1. You didn't address my electrical efficiency point, which I think is probably the most damning. I very much doubt that the memory power consumption will be even 1/10 of the computational power consumption. Thus an ASIC will be at least 10 times more power efficient, Don't I remember pointing out the same issue with your Cuckoo hash? What was your retort again?

Cuckoo spends only 1/3 of its time doing hash computations, which take little power compared to DRAM switching rows.
So the possible gain by ASIC hashing is less than 33%.

Sorry not trying to make more work for you, but would you happen to have a reference for that claim? I am curious how you measured that? I remember you told smooth and I that you don't have a Kill-A-Watt meter to measure GPU power consumption.
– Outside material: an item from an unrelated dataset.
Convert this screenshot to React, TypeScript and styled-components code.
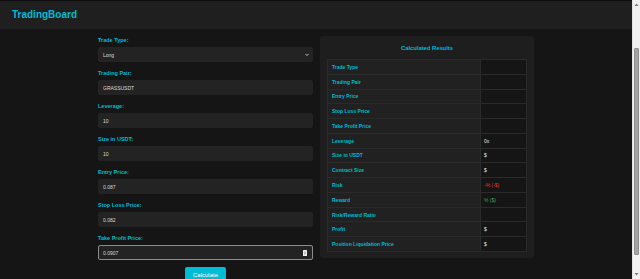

What about multiple processors sharing the same memory to amortize the memory electrical cost?

2. I also very much doubt it will be latency bound (even after the 10X speed up of the computation), because optimized sorting doesn't have to be random access.

Again, we must wait to see the final parameters and optimized implementations. It seems likely they'll pick
n=144 and k=5, which means they need to find collisions on 16 bits at a time. That is just a lookup in a 64K entry table;
I don't expect to see any real sorting there. It's less clear how the actual items are represented, and if they are moved
themselves, or by pointer.

I thought Wagner's algorithm sorted. I'll have to reread the paper more carefully.

If lookup is in the static RAM cache, then ratio of computation to memory power consumption should increase.

Yeah we need to analyze the specifics, which is why I am thinking their white paper is myopic. They didn't present any of this analysis afaics on quick perusal. Perhaps they just assumed a memory bandwidth bound.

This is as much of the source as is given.